I decided to postpone heading west and go instead to Mississippi. I knew a man who was working on civil rights projects there and I wanted to join him. A series of freights led me to my friend and I joined his group working to register blacks to vote. Every day we faced threats and acts of violence. When a group of us went into a black neighborhood to talk to people about voting, a small crowd of whites intercepted us. They had bats, bottles, sticks, and bricks and kept calling us niggers.

I remember kneeling and praying to God for strength to get us out of there. While I was kneeling, a white boy pulled out his penis to urinate on me. I carried a homemade zip gun in my pocket. As I pulled the gun out of my pocket, one of our youth leaders rushed to my side and told me to put the gun away.

I said, through gritted teeth, “I’ll shoot him if he pisses on me.”

Fortunately, we were able to escape without injury, but I was asked to leave because I promoted violence. I knew it was true. I could not embrace a turn-the-other-cheek philosophy. I wasn’t running anymore. “An eye for an eye and a tooth for a tooth” was my motto, and I insisted on living by it. I could not, and would not, be a victim again, not of my own free will. King and Malcolm X and Stokely Carmichael and other leaders of the civil rights movement had brought a new way of walking, talking, and thinking. It was time to be proud of our blackness. We had something to give to our community, to our city, state, and country, to the world. White people had better get ready for those of us willing to stand up for ourselves.

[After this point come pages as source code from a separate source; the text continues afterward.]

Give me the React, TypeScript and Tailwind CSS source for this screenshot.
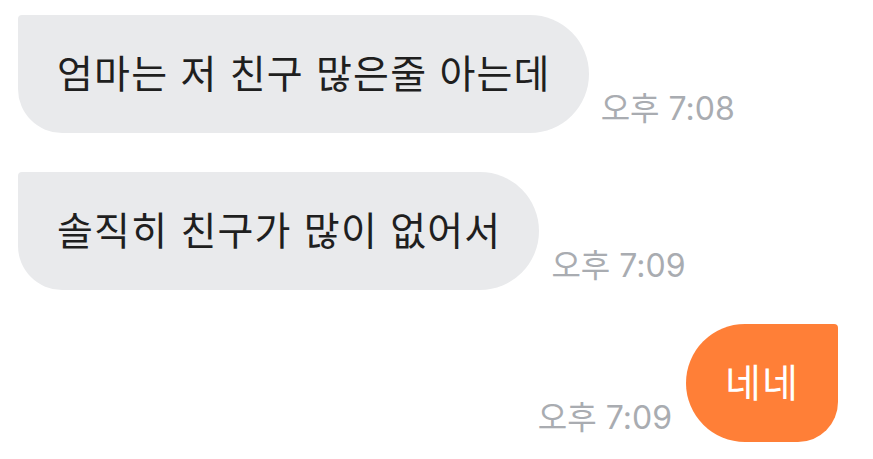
const font = {
  fontFamily: '"Inter", "Noto Sans CJK KR", sans-serif',
};

const Time = ({ label }: { label: string }) => (
  <div className="pb-[8px] text-[32px] leading-none text-[#a9acb1] whitespace-nowrap">
    {label}
  </div>
);

const App = () => {
  return (
    <div
      className="w-[873px] h-[459px] bg-white overflow-hidden pl-[18px] pt-[15px] pr-[35px]"
      style={font}
    >
      {/* 엄마 메시지 1 */}
      <div className="flex items-end gap-[12px]">
        <div className="h-[118px] flex items-center pl-[39px] pr-[38px] bg-[#e9eaec] rounded-tl-[4px] rounded-bl-[44px] rounded-r-[59px] text-[39px] tracking-[1.2px] text-[#1f1f1f] whitespace-nowrap">
          엄마는 저 친구 많은줄 아는데
        </div>
        <Time label="오후 7:08" />
      </div>

      {/* 메시지 2 */}
      <div className="flex items-end gap-[12px] mt-[39px]">
        <div className="h-[118px] flex items-center pl-[39px] pr-[38px] bg-[#e9eaec] rounded-tl-[4px] rounded-bl-[44px] rounded-r-[59px] text-[39px] tracking-[1.2px] text-[#1f1f1f] whitespace-nowrap">
          솔직히 친구가 많이 없어서
        </div>
        <Time label="오후 7:09" />
      </div>

      {/* 내 메시지 */}
      <div className="flex items-end justify-end gap-[14px] mt-[34px]">
        <Time label="오후 7:09" />
        <div className="h-[118px] w-[152px] flex items-center justify-center bg-[#ff7f37] rounded-tr-[4px] rounded-l-[59px] rounded-br-[40px] text-[39px] tracking-[1px] text-white">
          네네
        </div>
      </div>
    </div>
  );
};

export default App;
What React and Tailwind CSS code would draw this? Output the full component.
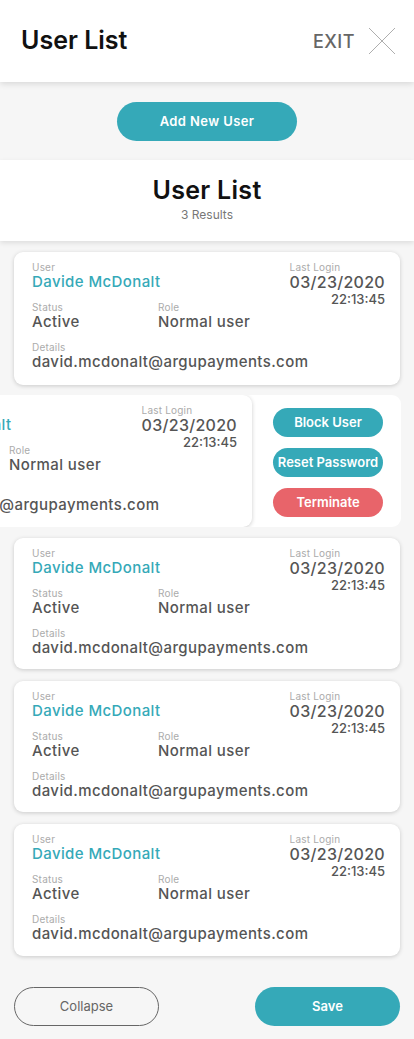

All around me, people claimed the wind of hope for Negroes was blowing across the nation.

I still didn’t trust it.

No matter how much I would have liked things to be different, I believed the greatest civil rights victory I could achieve would be my own success.

It was time to live free, be free, and go into business.

Realizing no one could stop me except me, I hopped the first freight I could find and headed for California.